__EXERCISE DESCRIPTION__:
Extract the lines that hold the string "styles".

__SOURCE EXCERPT__:
· · · · ·
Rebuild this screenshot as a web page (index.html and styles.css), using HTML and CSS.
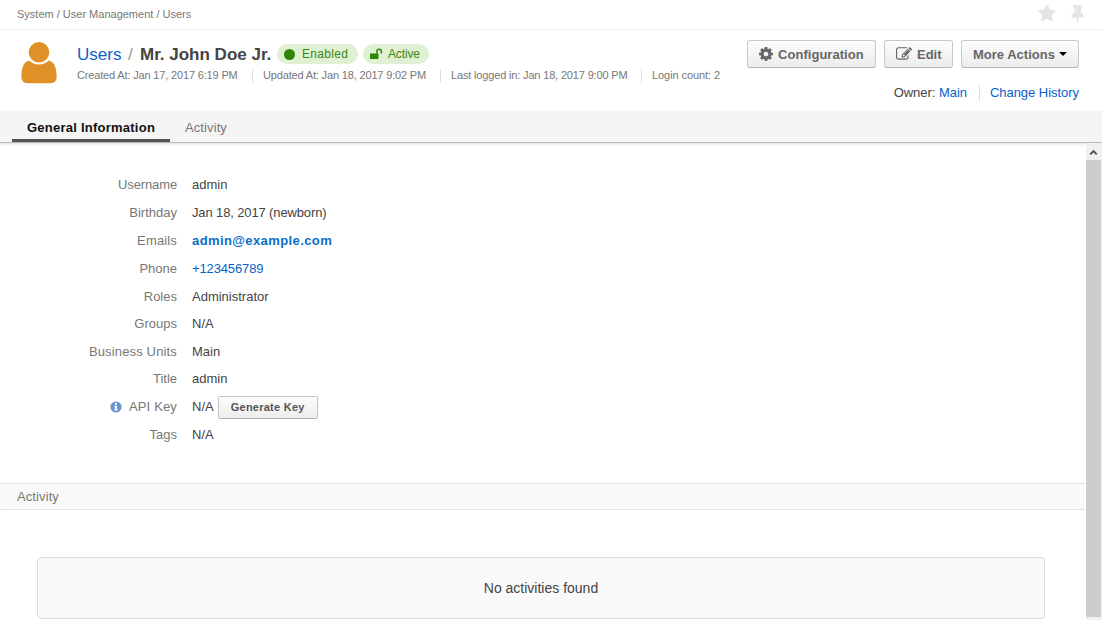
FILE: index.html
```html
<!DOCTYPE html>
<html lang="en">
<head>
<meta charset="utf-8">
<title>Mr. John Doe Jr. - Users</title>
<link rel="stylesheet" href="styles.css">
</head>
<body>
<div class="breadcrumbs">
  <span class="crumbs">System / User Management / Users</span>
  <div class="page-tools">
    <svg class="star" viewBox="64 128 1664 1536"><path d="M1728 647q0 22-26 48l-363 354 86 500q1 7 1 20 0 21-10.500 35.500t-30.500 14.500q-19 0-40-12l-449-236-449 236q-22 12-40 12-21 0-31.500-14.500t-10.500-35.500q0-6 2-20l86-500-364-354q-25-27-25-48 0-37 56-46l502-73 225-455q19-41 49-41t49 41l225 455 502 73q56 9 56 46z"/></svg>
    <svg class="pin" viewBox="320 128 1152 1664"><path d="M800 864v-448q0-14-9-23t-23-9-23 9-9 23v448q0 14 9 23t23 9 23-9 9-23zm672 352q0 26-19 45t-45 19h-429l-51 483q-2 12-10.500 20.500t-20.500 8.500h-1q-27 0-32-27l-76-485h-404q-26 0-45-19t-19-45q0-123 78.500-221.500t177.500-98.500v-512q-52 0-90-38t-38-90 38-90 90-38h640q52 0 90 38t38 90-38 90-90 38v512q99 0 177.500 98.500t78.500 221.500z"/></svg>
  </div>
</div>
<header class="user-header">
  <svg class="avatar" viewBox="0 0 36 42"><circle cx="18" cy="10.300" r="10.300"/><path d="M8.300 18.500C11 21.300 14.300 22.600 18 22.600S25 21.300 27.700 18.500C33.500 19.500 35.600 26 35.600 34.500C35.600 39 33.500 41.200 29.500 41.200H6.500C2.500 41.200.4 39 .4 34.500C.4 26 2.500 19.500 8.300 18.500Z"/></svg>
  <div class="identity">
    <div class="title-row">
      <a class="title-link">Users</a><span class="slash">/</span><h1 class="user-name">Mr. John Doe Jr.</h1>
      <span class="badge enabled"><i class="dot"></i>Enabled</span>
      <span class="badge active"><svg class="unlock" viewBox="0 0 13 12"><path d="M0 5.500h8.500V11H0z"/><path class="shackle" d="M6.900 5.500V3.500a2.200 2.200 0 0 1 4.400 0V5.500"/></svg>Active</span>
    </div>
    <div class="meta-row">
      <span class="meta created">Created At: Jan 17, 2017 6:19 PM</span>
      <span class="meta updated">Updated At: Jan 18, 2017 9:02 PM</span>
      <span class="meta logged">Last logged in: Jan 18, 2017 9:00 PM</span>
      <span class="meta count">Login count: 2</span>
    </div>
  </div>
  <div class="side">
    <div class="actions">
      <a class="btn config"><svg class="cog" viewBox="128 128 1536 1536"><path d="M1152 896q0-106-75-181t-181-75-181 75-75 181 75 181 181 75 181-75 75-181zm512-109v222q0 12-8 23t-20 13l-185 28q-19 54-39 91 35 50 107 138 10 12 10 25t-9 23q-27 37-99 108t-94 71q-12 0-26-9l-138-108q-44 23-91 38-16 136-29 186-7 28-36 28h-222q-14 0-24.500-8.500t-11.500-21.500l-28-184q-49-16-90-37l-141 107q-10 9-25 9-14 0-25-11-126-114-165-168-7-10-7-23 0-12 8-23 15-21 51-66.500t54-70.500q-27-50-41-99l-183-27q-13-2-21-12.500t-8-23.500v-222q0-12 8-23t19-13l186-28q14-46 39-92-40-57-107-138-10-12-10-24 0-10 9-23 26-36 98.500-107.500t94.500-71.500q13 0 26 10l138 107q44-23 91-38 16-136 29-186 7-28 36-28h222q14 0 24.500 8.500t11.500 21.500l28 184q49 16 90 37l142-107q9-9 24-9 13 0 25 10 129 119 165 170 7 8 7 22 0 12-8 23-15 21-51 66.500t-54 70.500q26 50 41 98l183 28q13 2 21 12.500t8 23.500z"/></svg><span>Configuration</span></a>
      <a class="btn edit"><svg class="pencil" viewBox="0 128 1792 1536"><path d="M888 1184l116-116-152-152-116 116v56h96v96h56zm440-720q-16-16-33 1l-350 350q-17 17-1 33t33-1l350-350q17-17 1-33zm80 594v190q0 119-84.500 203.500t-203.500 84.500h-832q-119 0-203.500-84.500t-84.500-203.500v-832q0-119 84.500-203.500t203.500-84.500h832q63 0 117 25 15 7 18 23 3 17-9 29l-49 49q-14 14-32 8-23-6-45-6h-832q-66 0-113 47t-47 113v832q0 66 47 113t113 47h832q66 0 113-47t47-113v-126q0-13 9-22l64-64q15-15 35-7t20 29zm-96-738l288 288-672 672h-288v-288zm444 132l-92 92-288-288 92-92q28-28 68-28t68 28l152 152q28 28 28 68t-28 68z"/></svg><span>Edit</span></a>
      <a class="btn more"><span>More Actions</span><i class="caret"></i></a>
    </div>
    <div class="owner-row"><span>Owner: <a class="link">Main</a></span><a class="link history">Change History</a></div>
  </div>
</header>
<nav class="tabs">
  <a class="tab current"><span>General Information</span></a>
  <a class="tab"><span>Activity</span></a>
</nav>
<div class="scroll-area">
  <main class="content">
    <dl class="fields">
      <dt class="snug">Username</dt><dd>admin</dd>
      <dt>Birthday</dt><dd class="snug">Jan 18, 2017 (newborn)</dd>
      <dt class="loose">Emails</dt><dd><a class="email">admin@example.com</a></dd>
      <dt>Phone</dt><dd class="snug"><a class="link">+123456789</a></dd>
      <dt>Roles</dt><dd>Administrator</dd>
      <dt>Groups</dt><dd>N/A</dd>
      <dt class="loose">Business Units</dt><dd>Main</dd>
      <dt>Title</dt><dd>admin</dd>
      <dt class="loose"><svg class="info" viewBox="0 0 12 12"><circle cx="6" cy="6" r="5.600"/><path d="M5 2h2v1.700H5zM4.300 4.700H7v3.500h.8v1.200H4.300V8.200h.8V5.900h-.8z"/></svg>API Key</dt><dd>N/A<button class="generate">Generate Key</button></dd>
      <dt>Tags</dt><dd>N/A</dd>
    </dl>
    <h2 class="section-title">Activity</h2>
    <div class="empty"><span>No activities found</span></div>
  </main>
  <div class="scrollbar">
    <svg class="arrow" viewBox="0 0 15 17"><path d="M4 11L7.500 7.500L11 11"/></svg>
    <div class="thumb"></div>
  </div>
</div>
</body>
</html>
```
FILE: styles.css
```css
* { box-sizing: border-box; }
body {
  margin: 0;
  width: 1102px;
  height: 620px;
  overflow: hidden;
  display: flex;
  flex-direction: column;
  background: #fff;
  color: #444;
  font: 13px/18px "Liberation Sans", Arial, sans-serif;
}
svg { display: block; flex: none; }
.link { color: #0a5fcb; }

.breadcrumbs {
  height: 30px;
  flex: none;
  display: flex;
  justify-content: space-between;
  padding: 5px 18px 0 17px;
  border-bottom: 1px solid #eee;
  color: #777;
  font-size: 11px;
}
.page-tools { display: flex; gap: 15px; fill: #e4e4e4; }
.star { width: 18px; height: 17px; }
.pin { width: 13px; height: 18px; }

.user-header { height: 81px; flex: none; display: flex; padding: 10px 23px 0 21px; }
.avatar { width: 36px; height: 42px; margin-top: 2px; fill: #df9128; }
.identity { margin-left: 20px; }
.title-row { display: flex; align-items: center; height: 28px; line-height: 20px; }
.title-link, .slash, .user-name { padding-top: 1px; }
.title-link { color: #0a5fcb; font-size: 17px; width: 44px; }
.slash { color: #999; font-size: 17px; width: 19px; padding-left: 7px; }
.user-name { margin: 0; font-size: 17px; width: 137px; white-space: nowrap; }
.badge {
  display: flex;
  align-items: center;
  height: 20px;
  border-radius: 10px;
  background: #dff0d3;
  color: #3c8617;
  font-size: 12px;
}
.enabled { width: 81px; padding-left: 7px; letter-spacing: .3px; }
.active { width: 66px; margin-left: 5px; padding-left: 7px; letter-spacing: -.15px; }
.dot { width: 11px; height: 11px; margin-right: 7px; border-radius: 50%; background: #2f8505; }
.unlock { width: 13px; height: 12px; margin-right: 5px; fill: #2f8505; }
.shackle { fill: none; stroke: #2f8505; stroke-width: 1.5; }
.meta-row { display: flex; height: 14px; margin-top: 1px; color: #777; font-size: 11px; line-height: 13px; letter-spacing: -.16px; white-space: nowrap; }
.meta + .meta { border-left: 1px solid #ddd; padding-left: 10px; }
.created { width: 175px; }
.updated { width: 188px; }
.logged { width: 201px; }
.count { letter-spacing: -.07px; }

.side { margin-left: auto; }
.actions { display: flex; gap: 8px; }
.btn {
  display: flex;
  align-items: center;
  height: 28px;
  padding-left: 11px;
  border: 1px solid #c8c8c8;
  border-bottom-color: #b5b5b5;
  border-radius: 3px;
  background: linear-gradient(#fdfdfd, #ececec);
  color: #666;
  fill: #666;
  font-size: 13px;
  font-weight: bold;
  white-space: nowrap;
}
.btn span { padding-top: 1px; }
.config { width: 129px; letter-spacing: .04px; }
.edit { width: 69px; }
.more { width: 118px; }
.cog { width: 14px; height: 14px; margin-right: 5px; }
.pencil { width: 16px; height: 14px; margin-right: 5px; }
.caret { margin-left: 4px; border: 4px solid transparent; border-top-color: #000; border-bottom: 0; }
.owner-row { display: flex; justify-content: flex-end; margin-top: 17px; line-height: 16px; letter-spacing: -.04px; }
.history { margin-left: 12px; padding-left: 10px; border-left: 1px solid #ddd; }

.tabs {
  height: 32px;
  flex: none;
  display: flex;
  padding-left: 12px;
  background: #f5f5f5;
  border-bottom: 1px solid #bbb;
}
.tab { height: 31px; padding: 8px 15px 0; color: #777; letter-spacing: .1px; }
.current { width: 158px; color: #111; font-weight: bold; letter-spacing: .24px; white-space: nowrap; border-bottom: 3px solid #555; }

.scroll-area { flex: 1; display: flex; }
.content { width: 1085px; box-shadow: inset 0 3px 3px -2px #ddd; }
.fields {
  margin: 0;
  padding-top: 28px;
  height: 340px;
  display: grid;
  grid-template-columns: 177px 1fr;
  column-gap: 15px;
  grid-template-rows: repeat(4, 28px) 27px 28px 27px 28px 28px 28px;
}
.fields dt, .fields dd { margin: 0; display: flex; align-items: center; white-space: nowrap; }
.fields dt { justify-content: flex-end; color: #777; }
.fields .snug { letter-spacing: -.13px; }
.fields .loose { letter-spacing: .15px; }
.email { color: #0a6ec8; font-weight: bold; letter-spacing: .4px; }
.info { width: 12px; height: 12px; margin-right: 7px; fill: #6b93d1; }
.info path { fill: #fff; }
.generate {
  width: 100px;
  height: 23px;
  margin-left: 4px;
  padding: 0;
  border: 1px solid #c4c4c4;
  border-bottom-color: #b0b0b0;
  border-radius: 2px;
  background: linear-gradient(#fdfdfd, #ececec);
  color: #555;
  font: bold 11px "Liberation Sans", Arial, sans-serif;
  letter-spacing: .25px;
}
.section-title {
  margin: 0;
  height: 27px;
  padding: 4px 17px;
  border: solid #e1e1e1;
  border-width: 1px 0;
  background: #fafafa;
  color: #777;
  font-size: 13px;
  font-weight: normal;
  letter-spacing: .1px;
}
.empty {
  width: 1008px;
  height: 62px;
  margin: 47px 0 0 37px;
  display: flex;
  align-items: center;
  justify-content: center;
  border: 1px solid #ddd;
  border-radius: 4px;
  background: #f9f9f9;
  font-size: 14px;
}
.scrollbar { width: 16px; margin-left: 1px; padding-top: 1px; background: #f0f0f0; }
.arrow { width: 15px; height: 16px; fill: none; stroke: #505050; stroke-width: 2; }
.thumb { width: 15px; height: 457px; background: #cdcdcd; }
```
· · · · ·
__RESULT OF THIS EXERCISE__:
Rebuild this screenshot as a web page (index.html and styles.css), using HTML and CSS.
<link rel="stylesheet" href="styles.css">
FILE: styles.css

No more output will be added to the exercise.